Let's dig a bit deeper into the liability issue that Eric mentioned. Let's imagine that someone you've paid to staff your farmers market booth drops a case of zucchini on a shopper's toe, causing a serious injury, and they sue you for negligence or incompetence or whatever it is... if you're a sole proprietor, the person can come after all your PERSONAL assets, such as your house, not just the assets of the business. Same thing for a partnership; the person can come after your personal assets, and the assets of any formal partners of the business.

If you're organized as an LLC or a corporation, then they can only come after the assets of the LLC or corporation. Your personal assets, and the personal assets of any other investors or partners in the business, are protected by the law.

The other major consideration in choosing an entity type is taxation. How do you -- and/or your investors, current or future -- want to be taxed?
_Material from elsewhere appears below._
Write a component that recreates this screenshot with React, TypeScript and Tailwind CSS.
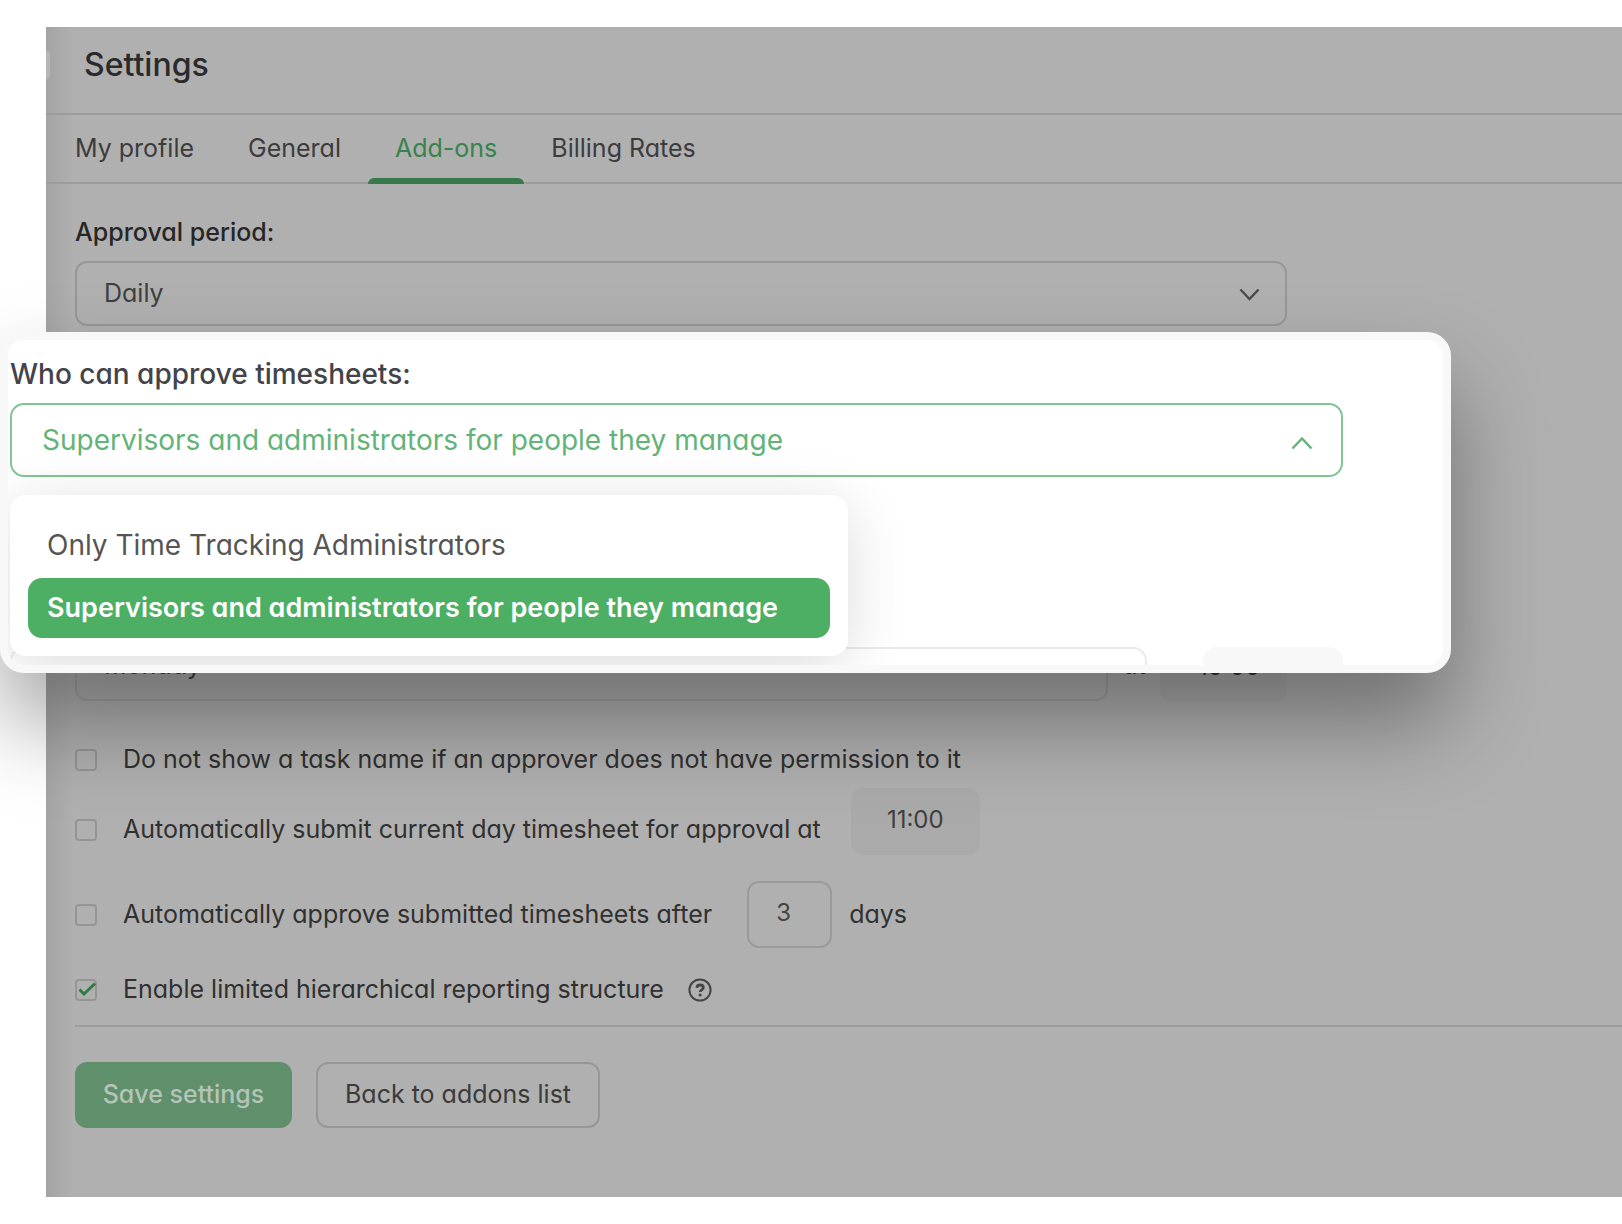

In sole proprietorships and partnership and S corps, all revenues are considered personal income (for you, you and your partner(s), or all shareholders, respectively) for tax purposes. LLC and C corp taxes are handled differently, and there are taxes for both shareholders and the LLC or the corporation itself.

Note that this info is only relevant in the US, and that I am neither an attorney nor an accountant, so please check in with your professionals before making any decisions

AND in many states, there are new entity options that are some versions of the above, including Flexible Purpose Corporations, Benefit Corporations, and L3Cs... that are specifically for values-based businesses (specifics vary depending on the structure). There is also B Corporation certification, which isn't actually an entity structure, but a certification for entities. If people are interested in this topic I can say more.